* [REQUIREMENT]:
Set the listing down again exactly, please, apart from its pictures.
# start of DATASET SECTION
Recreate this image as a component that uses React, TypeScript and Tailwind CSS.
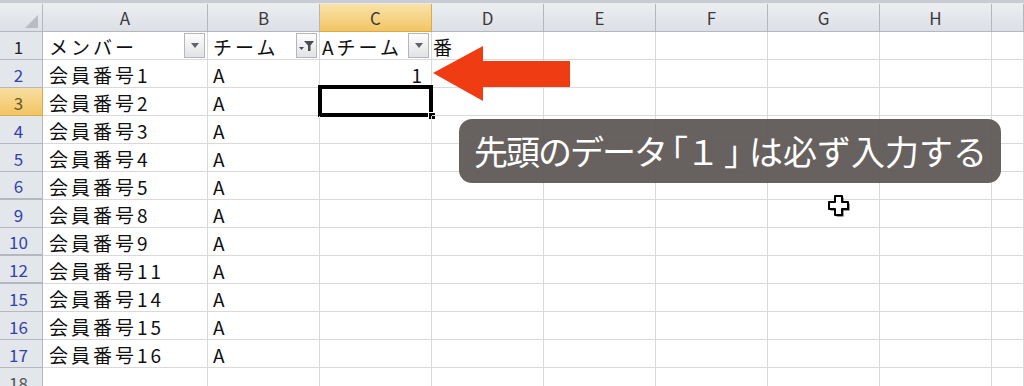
import React from "react";

const COLS = ["A", "B", "C", "D", "E", "F", "G", "H", ""];
const FONT = { fontFamily: '"Noto Sans CJK JP", "Noto Sans", sans-serif' };

type Row = { n: string; a?: string; b?: string; c?: string; d?: string; kind: "black" | "blue" | "sel" | "gray"; thick?: boolean };

const ROWS: Row[] = [
  { n: "1", a: "メンバー", b: "チーム", c: "Aチーム", d: "番", kind: "black" },
  { n: "2", a: "会員番号1", b: "A", c: "1", kind: "blue" },
  { n: "3", a: "会員番号2", b: "A", kind: "sel" },
  { n: "4", a: "会員番号3", b: "A", kind: "blue" },
  { n: "5", a: "会員番号4", b: "A", kind: "blue" },
  { n: "6", a: "会員番号5", b: "A", kind: "blue", thick: true },
  { n: "9", a: "会員番号8", b: "A", kind: "blue" },
  { n: "10", a: "会員番号9", b: "A", kind: "blue", thick: true },
  { n: "12", a: "会員番号11", b: "A", kind: "blue", thick: true },
  { n: "15", a: "会員番号14", b: "A", kind: "blue" },
  { n: "16", a: "会員番号15", b: "A", kind: "blue" },
  { n: "17", a: "会員番号16", b: "A", kind: "blue" },
  { n: "18", kind: "gray" },
];

function DropBtn() {
  return (
    <div className="absolute right-[2px] top-[1px] w-[21px] h-[25px] border border-[#b3b7bc] bg-gradient-to-b from-[#fdfdfd] to-[#e2e3e6] flex items-center justify-center">
      <svg width="10" height="6" viewBox="0 0 10 6">
        <polygon points="1,0 9,0 5,5" fill="#5f636a" />
      </svg>
    </div>
  );
}

function FilterBtn() {
  return (
    <div className="absolute right-[2px] top-[1px] w-[21px] h-[25px] border border-[#b3b7bc] bg-gradient-to-b from-[#fdfdfd] to-[#e2e3e6] flex items-center justify-center">
      <svg width="17" height="14" viewBox="0 0 17 14">
        <polygon points="6,2 16,2 12.5,6.5 12.5,12 10,12 10,6.5" fill="#4a4e54" />
        <polygon points="1,8 6,8 3.5,11" fill="#4a4e54" />
      </svg>
    </div>
  );
}

const cellBase = "relative h-[28px] border-r border-b border-[#d9d9d9] flex items-end text-[19px] leading-[24px] tracking-[3px] text-[#111] whitespace-nowrap";

export default function App() {
  return (
    <div className="relative w-[1024px] h-[386px] overflow-hidden bg-white" style={FONT}>
      <div className="h-[4px] bg-[#c9cdd3] border-b border-[#e8eaee]" />
      <div className="grid grid-cols-[43px_165px_112px_112px_112px_112px_112px_112px_112px_1fr]">
        {/* header row */}
        <div className="relative h-[28px] bg-gradient-to-b from-[#eceef2] to-[#dcdfe4] border-r border-b border-[#b4b8be]">
          <svg className="absolute right-[4px] bottom-[3px]" width="13" height="13" viewBox="0 0 13 13">
            <polygon points="13,0 13,13 0,13" fill="#b9bdc3" />
          </svg>
        </div>
        {COLS.map((c, i) => (
          <div
            key={"h" + i}
            className={
              c === "C"
                ? "h-[28px] flex items-center justify-center bg-gradient-to-b from-[#f9e3a8] to-[#f2c564] border-r border-b border-[#d9a94a] text-[17px] text-[#3a3a3a]"
                : "h-[28px] flex items-center justify-center bg-gradient-to-b from-[#eceef2] to-[#dcdfe4] border-r border-b border-[#b4b8be] text-[17px] text-[#3a3a3a]"
            }
          >
            {c}
          </div>
        ))}
        {ROWS.map((r) => (
          <React.Fragment key={r.n}>
            <div
              className={
                (r.kind === "sel"
                  ? "bg-gradient-to-b from-[#f9dea0] to-[#f2c462] text-[#6a5526] border-[#d9a94a] "
                  : "bg-[#e3e6eb] border-[#b4b8be] " +
                    (r.kind === "blue" ? "text-[#3343a8] " : r.kind === "gray" ? "text-[#555] " : "text-[#222] ")) +
                (r.thick ? "border-b-2 " : "border-b ") +
                "h-[28px] border-r flex items-end justify-center pr-[5px] text-[17px] leading-[24px]"
              }
            >
              {r.n}
            </div>
            <div className={cellBase + " pl-[6px]"}>
              {r.a}
              {r.n === "1" && <DropBtn />}
            </div>
            <div className={cellBase + " pl-[5px]"}>
              {r.b}
              {r.n === "1" && <FilterBtn />}
            </div>
            <div className={cellBase + (r.n === "2" ? " justify-end pr-[6px]" : " pl-[2px]")}>
              {r.c}
              {r.n === "1" && <DropBtn />}
              {r.n === "3" && (
                <>
                  <div className="absolute left-[-2px] top-[-3px] right-[-2px] bottom-[-2px] border-[4px] border-black" />
                  <div className="absolute right-[-5px] bottom-[-5px] w-[8px] h-[8px] bg-black border border-white" />
                </>
              )}
            </div>
            <div className={cellBase + " pl-[1px] tracking-normal"}>{r.d}</div>
            {[0, 1, 2, 3, 4].map((k) => (
              <div key={k} className="h-[28px] border-r border-b border-[#d9d9d9]" />
            ))}
          </React.Fragment>
        ))}
      </div>

      {/* arrow */}
      <svg className="absolute left-[430px] top-[44px]" width="144" height="60" viewBox="0 0 144 60">
        <polygon points="3,29 53,2 53,17 140,17 140,43 53,43 53,57" fill="#f03c13" />
      </svg>

      {/* caption */}
      <div className="absolute left-[459px] top-[119px] w-[542px] h-[64px] rounded-[13px] bg-[#5f5a56]/95 flex items-center pl-[15px]">
        <span className="text-white text-[34px] tracking-[-2px] leading-none whitespace-nowrap">
          先頭のデータ<span className="-ml-[12px]">「</span>１<span className="ml-[6px] -mr-[7px]">」</span>
          <span className="tracking-normal">は必ず入力する</span>
        </span>
      </div>

      {/* cursor */}
      <svg className="absolute left-[826px] top-[193px]" width="26" height="26" viewBox="0 0 26 26">
        <polygon points="9,3 16,3 16,9 22,9 22,16 16,16 16,22 9,22 9,16 3,16 3,9 9,9" fill="#333" transform="translate(1.5,1.5)" />
        <polygon points="9,3 16,3 16,9 22,9 22,16 16,16 16,22 9,22 9,16 3,16 3,9 9,9" fill="#fff" stroke="#000" strokeWidth="2" strokeLinejoin="round" />
      </svg>
    </div>
  );
}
# end of DATASET SECTION
* [WRITTEN RESPONSE]:
Recreate this image as a component that uses React, TypeScript and Tailwind CSS.
import React from "react";

const COLS = ["A", "B", "C", "D", "E", "F", "G", "H", ""];
const FONT = { fontFamily: '"Noto Sans CJK JP", "Noto Sans", sans-serif' };

type Row = { n: string; a?: string; b?: string; c?: string; d?: string; kind: "black" | "blue" | "sel" | "gray"; thick?: boolean };

const ROWS: Row[] = [
  { n: "1", a: "メンバー", b: "チーム", c: "Aチーム", d: "番", kind: "black" },
  { n: "2", a: "会員番号1", b: "A", c: "1", kind: "blue" },
  { n: "3", a: "会員番号2", b: "A", kind: "sel" },
  { n: "4", a: "会員番号3", b: "A", kind: "blue" },
  { n: "5", a: "会員番号4", b: "A", kind: "blue" },
  { n: "6", a: "会員番号5", b: "A", kind: "blue", thick: true },
  { n: "9", a: "会員番号8", b: "A", kind: "blue" },
  { n: "10", a: "会員番号9", b: "A", kind: "blue", thick: true },
  { n: "12", a: "会員番号11", b: "A", kind: "blue", thick: true },
  { n: "15", a: "会員番号14", b: "A", kind: "blue" },
  { n: "16", a: "会員番号15", b: "A", kind: "blue" },
  { n: "17", a: "会員番号16", b: "A", kind: "blue" },
  { n: "18", kind: "gray" },
];

function DropBtn() {
  return (
    <div className="absolute right-[2px] top-[1px] w-[21px] h-[25px] border border-[#b3b7bc] bg-gradient-to-b from-[#fdfdfd] to-[#e2e3e6] flex items-center justify-center">
      <svg width="10" height="6" viewBox="0 0 10 6">
        <polygon points="1,0 9,0 5,5" fill="#5f636a" />
      </svg>
    </div>
  );
}

function FilterBtn() {
  return (
    <div className="absolute right-[2px] top-[1px] w-[21px] h-[25px] border border-[#b3b7bc] bg-gradient-to-b from-[#fdfdfd] to-[#e2e3e6] flex items-center justify-center">
      <svg width="17" height="14" viewBox="0 0 17 14">
        <polygon points="6,2 16,2 12.5,6.5 12.5,12 10,12 10,6.5" fill="#4a4e54" />
        <polygon points="1,8 6,8 3.5,11" fill="#4a4e54" />
      </svg>
    </div>
  );
}

const cellBase = "relative h-[28px] border-r border-b border-[#d9d9d9] flex items-end text-[19px] leading-[24px] tracking-[3px] text-[#111] whitespace-nowrap";

export default function App() {
  return (
    <div className="relative w-[1024px] h-[386px] overflow-hidden bg-white" style={FONT}>
      <div className="h-[4px] bg-[#c9cdd3] border-b border-[#e8eaee]" />
      <div className="grid grid-cols-[43px_165px_112px_112px_112px_112px_112px_112px_112px_1fr]">
        {/* header row */}
        <div className="relative h-[28px] bg-gradient-to-b from-[#eceef2] to-[#dcdfe4] border-r border-b border-[#b4b8be]">
          <svg className="absolute right-[4px] bottom-[3px]" width="13" height="13" viewBox="0 0 13 13">
            <polygon points="13,0 13,13 0,13" fill="#b9bdc3" />
          </svg>
        </div>
        {COLS.map((c, i) => (
          <div
            key={"h" + i}
            className={
              c === "C"
                ? "h-[28px] flex items-center justify-center bg-gradient-to-b from-[#f9e3a8] to-[#f2c564] border-r border-b border-[#d9a94a] text-[17px] text-[#3a3a3a]"
                : "h-[28px] flex items-center justify-center bg-gradient-to-b from-[#eceef2] to-[#dcdfe4] border-r border-b border-[#b4b8be] text-[17px] text-[#3a3a3a]"
            }
          >
            {c}
          </div>
        ))}
        {ROWS.map((r) => (
          <React.Fragment key={r.n}>
            <div
              className={
                (r.kind === "sel"
                  ? "bg-gradient-to-b from-[#f9dea0] to-[#f2c462] text-[#6a5526] border-[#d9a94a] "
                  : "bg-[#e3e6eb] border-[#b4b8be] " +
                    (r.kind === "blue" ? "text-[#3343a8] " : r.kind === "gray" ? "text-[#555] " : "text-[#222] ")) +
                (r.thick ? "border-b-2 " : "border-b ") +
                "h-[28px] border-r flex items-end justify-center pr-[5px] text-[17px] leading-[24px]"
              }
            >
              {r.n}
            </div>
            <div className={cellBase + " pl-[6px]"}>
              {r.a}
              {r.n === "1" && <DropBtn />}
            </div>
            <div className={cellBase + " pl-[5px]"}>
              {r.b}
              {r.n === "1" && <FilterBtn />}
            </div>
            <div className={cellBase + (r.n === "2" ? " justify-end pr-[6px]" : " pl-[2px]")}>
              {r.c}
              {r.n === "1" && <DropBtn />}
              {r.n === "3" && (
                <>
                  <div className="absolute left-[-2px] top-[-3px] right-[-2px] bottom-[-2px] border-[4px] border-black" />
                  <div className="absolute right-[-5px] bottom-[-5px] w-[8px] h-[8px] bg-black border border-white" />
                </>
              )}
            </div>
            <div className={cellBase + " pl-[1px] tracking-normal"}>{r.d}</div>
            {[0, 1, 2, 3, 4].map((k) => (
              <div key={k} className="h-[28px] border-r border-b border-[#d9d9d9]" />
            ))}
          </React.Fragment>
        ))}
      </div>

      {/* arrow */}
      <svg className="absolute left-[430px] top-[44px]" width="144" height="60" viewBox="0 0 144 60">
        <polygon points="3,29 53,2 53,17 140,17 140,43 53,43 53,57" fill="#f03c13" />
      </svg>

      {/* caption */}
      <div className="absolute left-[459px] top-[119px] w-[542px] h-[64px] rounded-[13px] bg-[#5f5a56]/95 flex items-center pl-[15px]">
        <span className="text-white text-[34px] tracking-[-2px] leading-none whitespace-nowrap">
          先頭のデータ<span className="-ml-[12px]">「</span>１<span className="ml-[6px] -mr-[7px]">」</span>
          <span className="tracking-normal">は必ず入力する</span>
        </span>
      </div>

      {/* cursor */}
      <svg className="absolute left-[826px] top-[193px]" width="26" height="26" viewBox="0 0 26 26">
        <polygon points="9,3 16,3 16,9 22,9 22,16 16,16 16,22 9,22 9,16 3,16 3,9 9,9" fill="#333" transform="translate(1.5,1.5)" />
        <polygon points="9,3 16,3 16,9 22,9 22,16 16,16 16,22 9,22 9,16 3,16 3,9 9,9" fill="#fff" stroke="#000" strokeWidth="2" strokeLinejoin="round" />
      </svg>
    </div>
  );
}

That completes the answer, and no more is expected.